One day after it was revealed that President Trump had a fiery phone call with his Australian counterpart over a refugee deal agreed upon under President Obama, U.S. immigration officials have postponed interviews with asylum seekers from one of the camps, Reuters reported.

Asylum seekers in the Australian camp on the Pacific island of Nauru told Reuters that their planned second-round interviews with U.S. officials have been postponed indefinitely.

“We are deeply concerned about the U.S. deal,” Imran Mohammad, 22, a stateless man from Myanmar told Reuters. “We don’t know what to believe and the uncertainty is  getting worse and worse. It is killing us inside every day.”

Trump on Wednesday fired off about Australia and a dramatic report of an angry phone call between the nations' leaders proves that the new U.S. commander in chief has changed the playing field for even America's staunchest allies.

Prime Minister Malcolm Turnbull was left scrambling to defend his country's allegiance to the U.S. after The Washington Post published a report on Thursday detailing a tense exchange that allegedly took place during the Australian leader's first telephone call with Trump since he became president.
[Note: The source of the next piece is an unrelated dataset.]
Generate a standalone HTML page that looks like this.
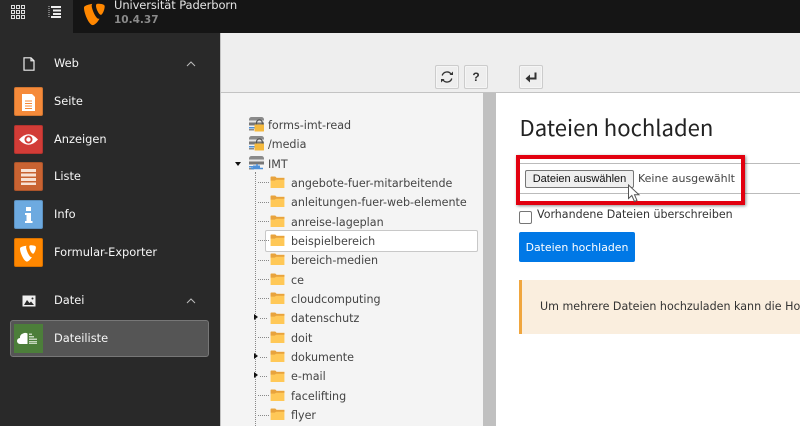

During the call, the Post reported, Trump ranted about an agreement struck with the Obama administration that would allow a group of mostly Muslim refugees rejected by Australia to be resettled in the United States.

The newspaper said Trump dubbed it "the worst deal ever" and accused Turnbull of seeking to export the "next Boston bombers" — a reference to Tamerlan and Dzhokhar Tsarnaev, who were born in Kyrgyzstan and set off explosives at the 2013 Boston marathon.

Though Turnbull declined to confirm the report, he also didn't deny it, apart from rejecting one detail — that Trump had hung up on him. The prime minister insisted his country's relationship with the U.S. remained strong, and that the refugee deal with the U.S. was still on.

Yet shortly after, Trump took to Twitter to slam the agreement, tweeting: "Do you believe it? The Obama Administration agreed to take thousands of illegal immigrants from Australia. Why? I will study this dumb deal!"

Trump's tweet overstated the number of people involved. The U.S. agreed to take some of about 1,670 asylum seekers.

Reuters reported that there are about 1,200 refugees, mostly single men, being held on Manus Island and Nauru.

"They just play with us," one unidentified Iranian woman said. "I wish we were dead in the ocean once instead of dying slowly, here in the exile."